Why Google's Robot Personality Patent Is Not Good for Robotics

Google’s patent for generating robot personalities from cloud data is superfluous, and could make it more difficult for companies social robotics companies to innovate

3 min read
Why Google's Robot Personality Patent Is Not Good for Robotics

As of March 31, 2015, Google owns a shiny new patent (8,996,429) outlining a robot that changes personalities based on circumstance and a wide variety of user information. The system stores useful data in the cloud where it can be accessed by other robots. Adorable robots, if we’re to go by Google’s “conceptual graphical representations” (above).

Using data that could include your current location, calendar events, and social media profiles, the robot will do its best to adopt the right personality at the right time in ostensibly any circumstance, from negotiating a car purchase on your behalf at the dealership to reminding you to clean your fridge (in your mother’s voice).

This patent illustrates that the personalization we’ve seen in services like Nest and Google Now is only the beginning, as far as Google is concerned.
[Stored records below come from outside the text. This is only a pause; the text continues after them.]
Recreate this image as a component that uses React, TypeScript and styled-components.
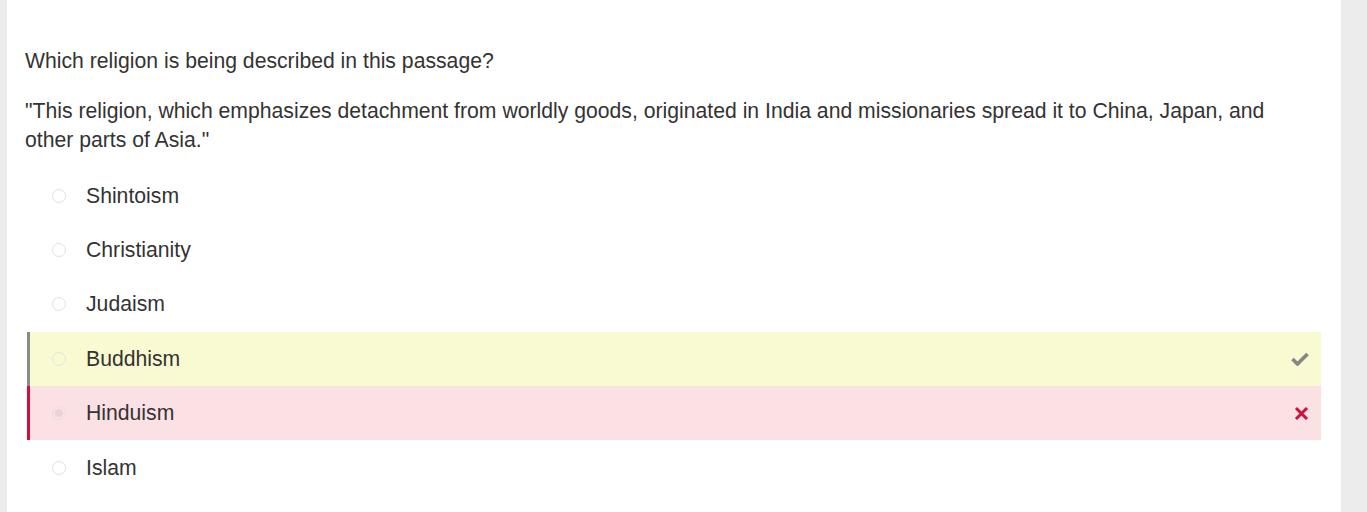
import React from 'react';
import styled, { createGlobalStyle } from 'styled-components';

const GlobalStyle = createGlobalStyle`
  html, body {
    margin: 0;
    padding: 0;
    background: #ececec;
  }
  body {
    font-family: "Liberation Sans", Arial, sans-serif;
  }
`;

const Page = styled.div`
  display: flex;
  padding: 0 26px 0 7px;
  min-height: 512px;
  box-sizing: border-box;
`;

const Card = styled.div`
  flex: 1;
  background: #fff;
  padding: 46px 20px 40px 18px;
`;

const Question = styled.p`
  margin: 0;
  font-size: 21.2px;
  line-height: 29px;
  color: #333;
`;

const Passage = styled(Question)`
  margin-top: 21px;
  padding-right: 30px;
`;

const Options = styled.div`
  display: flex;
  flex-direction: column;
  margin: 14.5px 0 0 2px;
`;

type Status = 'none' | 'correct' | 'wrong';

const Row = styled.div<{ $status: Status }>`
  display: flex;
  align-items: center;
  height: 54.4px;
  padding: 0 12px 0 22px;
  border-left: 3px solid
    ${(p) => (p.$status === 'correct' ? '#8a8a86' : p.$status === 'wrong' ? '#d0103a' : 'transparent')};
  background: ${(p) => (p.$status === 'correct' ? '#fafad2' : p.$status === 'wrong' ? '#fbe1e3' : 'transparent')};
`;

const Radio = styled.span<{ $checked: boolean }>`
  width: 14px;
  height: 14px;
  box-sizing: border-box;
  border-radius: 50%;
  border: 1px solid #e2e2e2;
  display: flex;
  align-items: center;
  justify-content: center;
  flex-shrink: 0;

  &::after {
    content: '';
    width: 8px;
    height: 8px;
    border-radius: 50%;
    background: ${(p) => (p.$checked ? '#ead3d6' : 'transparent')};
  }
`;

const Label = styled.span`
  margin-left: 20px;
  font-size: 21.2px;
  color: #333;
  flex: 1;
`;

const Mark = styled.span`
  display: flex;
  align-items: center;
`;

const CheckIcon = () => (
  <svg width="18" height="14" viewBox="0 0 18 14">
    <path d="M1.5 7 L6.5 12 L16.5 2" fill="none" stroke="#858585" strokeWidth="3.6" />
  </svg>
);

const CrossIcon = () => (
  <svg width="15" height="15" viewBox="0 0 15 15">
    <path d="M2 2 L13 13 M13 2 L2 13" fill="none" stroke="#d0103a" strokeWidth="3" />
  </svg>
);

const options: { label: string; status: Status; checked?: boolean }[] = [
  { label: 'Shintoism', status: 'none' },
  { label: 'Christianity', status: 'none' },
  { label: 'Judaism', status: 'none' },
  { label: 'Buddhism', status: 'correct' },
  { label: 'Hinduism', status: 'wrong', checked: true },
  { label: 'Islam', status: 'none' },
];

function App() {
  return (
    <>
      <GlobalStyle />
      <Page>
        <Card>
          <Question>Which religion is being described in this passage?</Question>
          <Passage>
            "This religion, which emphasizes detachment from worldly goods, originated in India and missionaries spread it to China, Japan, and other parts of Asia."
          </Passage>
          <Options>
            {options.map((o) => (
              <Row key={o.label} $status={o.status}>
                <Radio $checked={!!o.checked} />
                <Label>{o.label}</Label>
                {o.status === 'correct' && (
                  <Mark>
                    <CheckIcon />
                  </Mark>
                )}
                {o.status === 'wrong' && (
                  <Mark>
                    <CrossIcon />
                  </Mark>
                )}
              </Row>
            ))}
          </Options>
        </Card>
      </Page>
    </>
  );
}

export default App;
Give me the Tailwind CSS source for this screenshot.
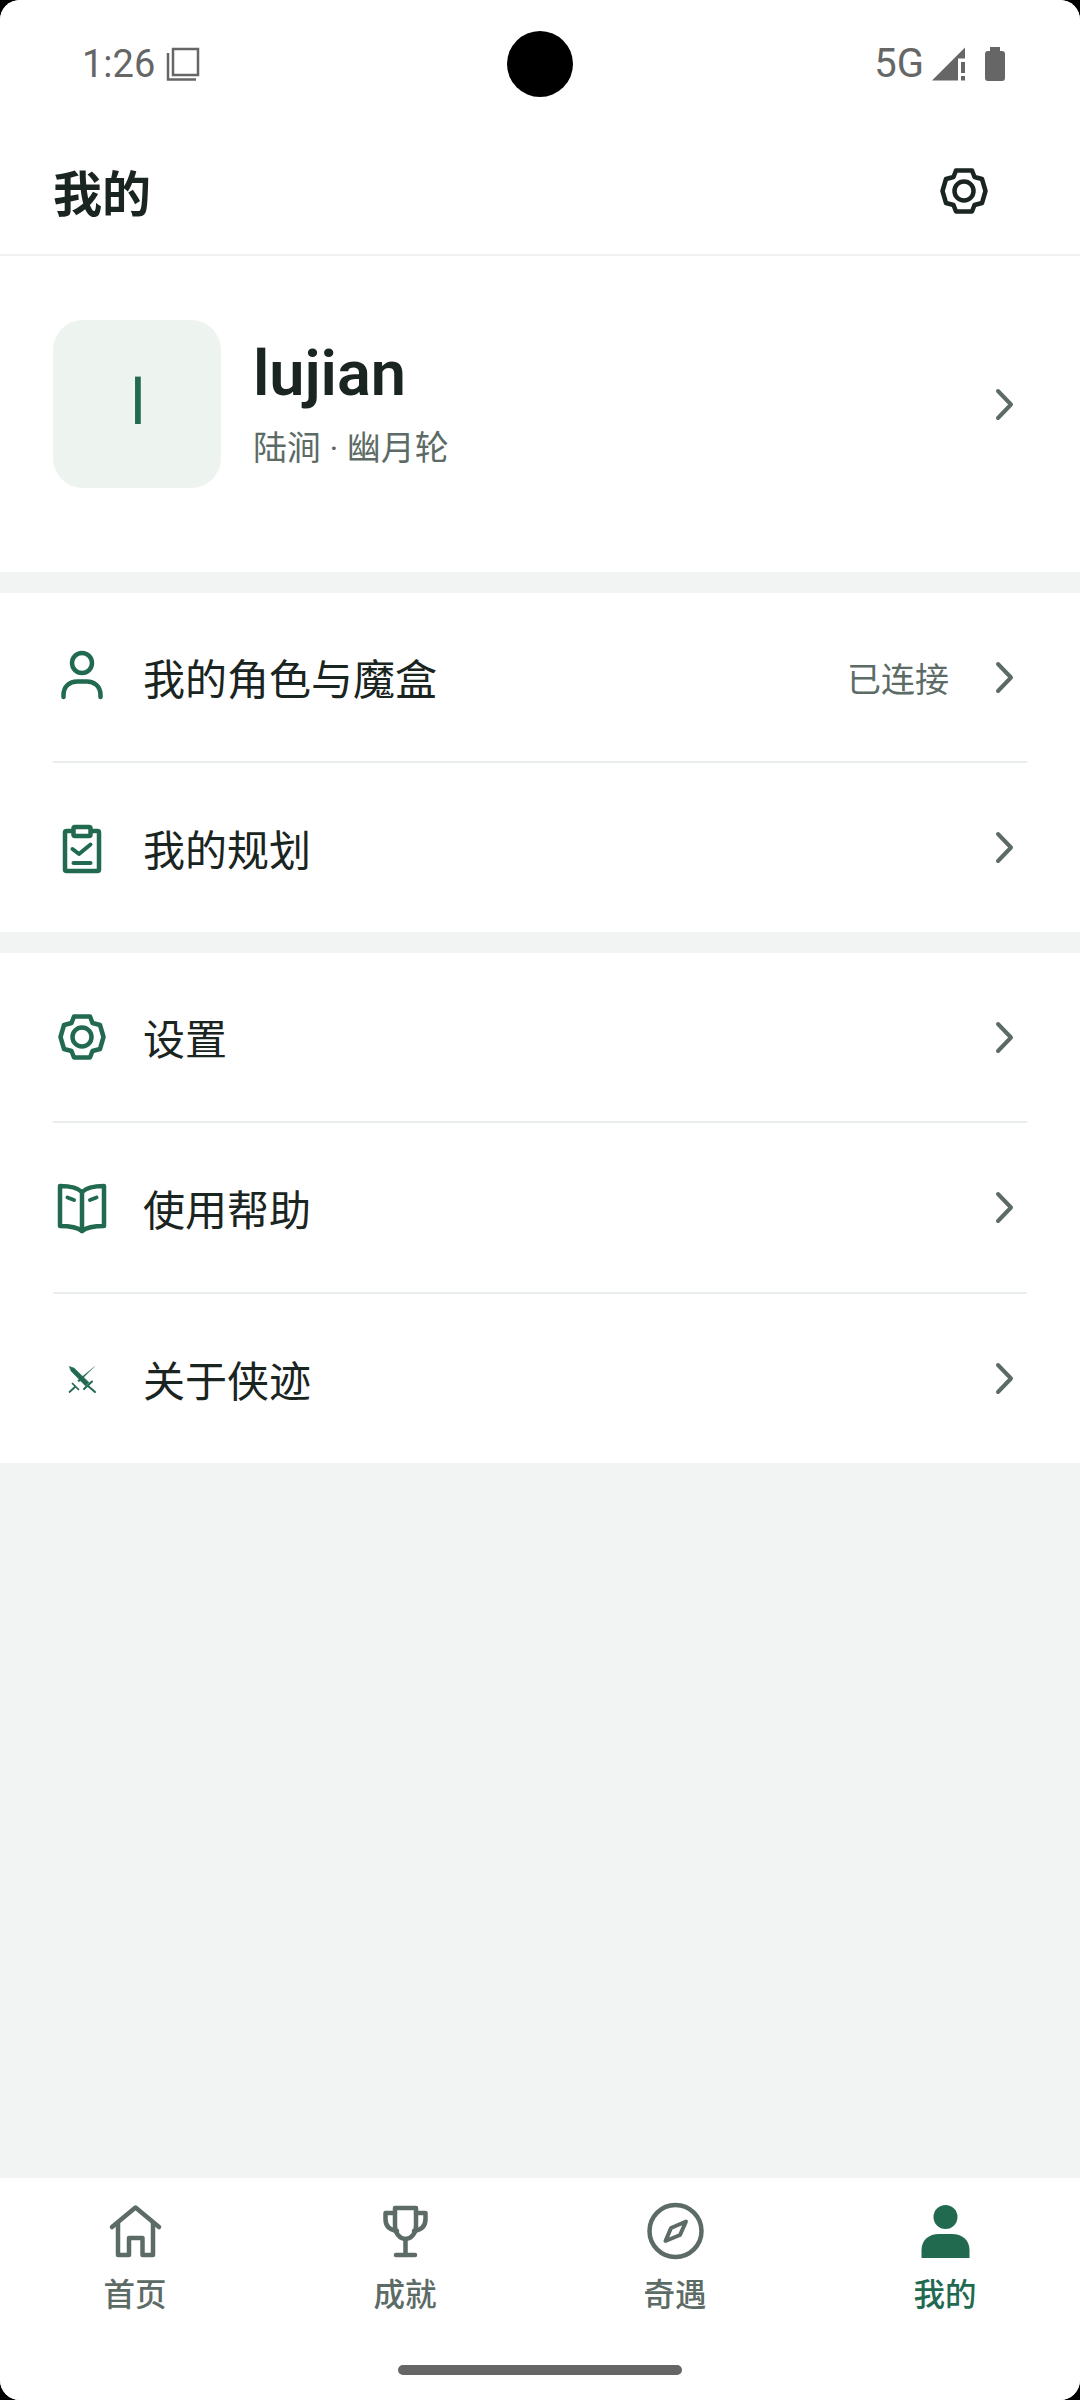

Privacy and data security issues aside, the coming marriage of “Internet of Things” devices with the existing data on our “human” Internet is geared to make social robots much more useful than your Wi-Fi-connected blender.

In one example from the patent, the robot goes so far as to assemble an entire personality on request. “Be mom” could prompt it to search your phone and computer for information about “mom,” determining her voice from recordings and displaying her photo.

The robot in this patent can also modify its personality by inferring the user’s mood through methods like correlating the current weather to previous moods; if you tend to be grumpy when it rains, the robot may “perform uplifting tunes from ‘Annie’ to evoke positive reinforcement responses from the user.” (Ugh?) And this part is probably the most interesting — the robot may even use your diction and sentence structures from email, texts, or phone calls to estimate your emotional state and respond accordingly.

In one example from the patent, the robot goes so far as to assemble an entire personality on request. “Be mom” could prompt it to search your phone and computer for information about “mom,” determining her voice from recordings and displaying her photograph. Way to make cool technology sound creepy, Google. And it gets even better: At a symposium last Thursday, Sebastian Thrun, founder of the Google X laboratory, speculated “perhaps we can get to the point where we can outsource our own personal experiences entirely into a computer — and possibly our own personality.”

Robots that change their personalities based on collected information like this would certainly be neat. But as far as I know, the patent only covers the general idea, as opposed to a specific implementation that Google has developed. I’m not a fan of this type of patent because it doesn’t protect a brilliant technical solution or large investment. Instead, it covers the mere concept of combining existing platforms and data to imbue robots with changeable personalities.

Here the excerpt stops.